Cloudgeni Raises €858k to Deploy AI Agents That Build and Operate Cloud Infrastructure Autonomously

Cloud misconfiguration is not a niche problem. According to industry data, it accounts for 99% of all cloud security failures, and as infrastructure environments grow more complex, the cost and expertise required to manage governance manually is rising at a pace that most DevSecOps teams cannot match. Cloudgeni, an Oslo‑based startup founded in 2024, is building AI agents that address this problem at its root, and the company has now raised €858,000 to take that solution to new markets.
The funding round, equivalent to approximately $1 million, was backed by a coalition of Nordic investors: the byFounders Angel Collective, the angel investor network affiliated with Nordic VC byFounders; Norwegian venture capital firms Startuplab and Antler; Vegard Gullaksen Veiteberg, CEO of tablet maker reMarkable; and Nicolaj Højer Nielsen, a Danish serial entrepreneur and angel investor.
The capital is earmarked for Nordic expansion and entry into the United States market, where the company recently closed its first paying American customer.
Founded at the Intersection of Microsoft Engineering and McKinsey Strategy
Cloudgeni was co‑founded by Davlet Dzhakishev, a former Microsoft developer who serves as CEO, and Iuliia Petryshyn Thuen, a former McKinsey consultant who leads operations. The combination of deep technical infrastructure knowledge and commercial strategy experience reflects the dual challenge the company is solving: building AI agents that are both technically capable of managing complex cloud environments and safe enough for enterprise adoption.
That last word matters. Autonomous agents operating in cloud infrastructure carry real risk if designed poorly. One misconfigured action by an agent in a production environment can cause cascading failures. Dzhakishev has spoken directly to this point, noting that the company's agents are designed in a way that makes adoption safe and reliable for the system owner. Cloudgeni follows a deterministic AI approach for cloud governance, automating the detection and remediation of configuration drift while delivering continuous compliance proof without adding overhead to DevSecOps teams.
The platform automatically codifies unmanaged cloud resources, remediates configuration issues in infrastructure as code, and enforces security and compliance standards on an ongoing basis. Teams using Cloudgeni can eliminate large portions of manual cloud operations, reduce risk exposure, and ship faster without sacrificing confidence in the underlying environment.

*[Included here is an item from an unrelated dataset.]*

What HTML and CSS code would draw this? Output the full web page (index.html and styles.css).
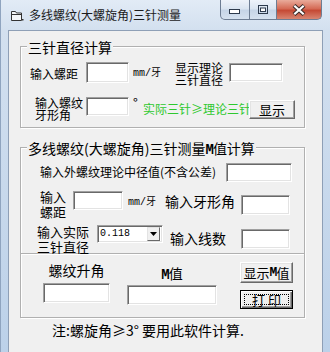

Enterprise Traction in Norway Before US Expansion
Before raising external capital at scale, Cloudgeni built credibility where it matters most: with large enterprise customers in a demanding operating environment. The company has already secured contracts with Hydro, one of Norway's largest industrial groups, and Havila, the Norwegian shipping company, two organisations where infrastructure reliability and security compliance are not optional concerns. The company has also established a partnership with IBM, extending its reach into a broader enterprise ecosystem.
These references are significant for a pre‑seed stage company and reflect a sales motion built on technical trust rather than broad market messaging. Industrial and logistics enterprises have operational environments where cloud misconfiguration can have consequences far beyond a software bug, making the bar for vendor trust unusually high.
The US expansion marks a shift in ambition. Cloudgeni's first American paying customer signals that the value proposition translates across markets, though scaling in the US will require navigating a far more competitive cloud security and DevOps landscape.
The Market Context
The global cloud infrastructure management market is expanding rapidly as enterprise cloud adoption deepens and multi‑cloud environments become the norm rather than the exception. The more complex a cloud environment becomes, the harder it is to maintain consistent governance manually, and the more attractive autonomous, AI‑driven management becomes.
Nordic investors have been active in backing infrastructure AI startups in the current cycle. byFounders, Antler, and Startuplab all carry strong track records in early‑stage Nordic technology companies, and the involvement of operating executives like Veiteberg alongside professional angels brings both capital and practical scaling experience to Cloudgeni's cap table.
The company is actively building its team to support growth, with a focus on AI engineering talent capable of advancing the core agent architecture. For a startup operating at the intersection of cloud infrastructure, security compliance, and autonomous AI agents, the timing feels well aligned with where enterprise IT spending is heading. Cloudgeni can be found at cloudgeni.ai.